4) This is going to spell big trouble for Microsoft. Windows isn't going to go away, not by a longshot... but one of the major reasons Windows is so dominant is that it just comes standard with most computers you buy. Now that you can run it on a shiny, nifty Mac, more people will be willing to buy one and therefore will get OS X by default. And the more people that get OS X by default, the worse off Microsoft will be because Windows is decades behind OS X.

Thus concludes the only post I will ever write using Internet Explorer in XP on my Intel Mac. Now I'm going to play Civ IV.

Tuesday, April 04, 2006

Opening Day

Is it bad that after only 3.5 innings of real, live baseball in 2006, I was already hoping for a rainout?

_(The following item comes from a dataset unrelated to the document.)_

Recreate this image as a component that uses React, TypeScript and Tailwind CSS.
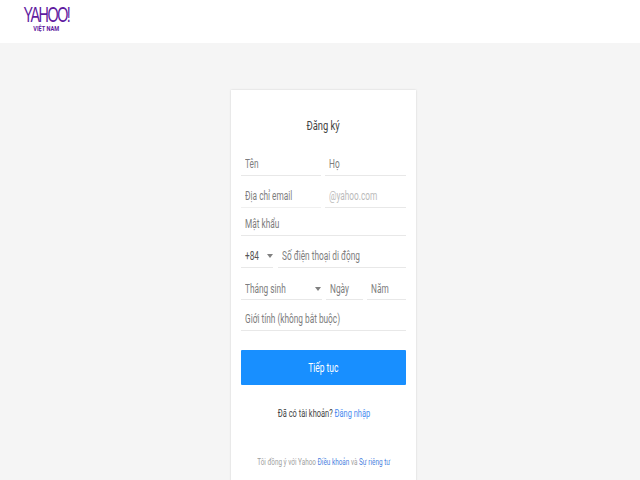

Alright, so perhaps that's a BIT of an exaggeration, but after Scott Rolen knocked a grand slam out of the park to put the Cardinals up 10-0 on the Phillies in the home opener yesterday, I started to wonder if maybe it wouldn't be better to hope for a rainout before the end of the fifth so they'd have to play the game over again today. It was not to be, and the Cardinals won 13-5.

On the plus side though, it was baseball, and it counted, and it felt good. I consumed meats off the grill, drank beers in the parking lot, and watched the game with 44,000+ other fans. Despite the rain and the chill, it was still a good time.

Of course, leave it to the Phillies to destroy the moment by getting crushed so early. I mean seriously, it took them less than an hour to ruin what would otherwise have been the perfect day. In that sense, Opening Day '06 was sort of a microcosm of what the Phillies have been like the last few years: lots of talent, but no sense of the moment. When the chips are down and you absolutely, positively, NEED to have a win, the Phillies are guaranteed to lose.

But hey, Jimmy Rollins DID extend to his hitting streak to 37 games in the bottom of the 8th, and the place went nuts. There's always SOME reason to stick around until the bitter end.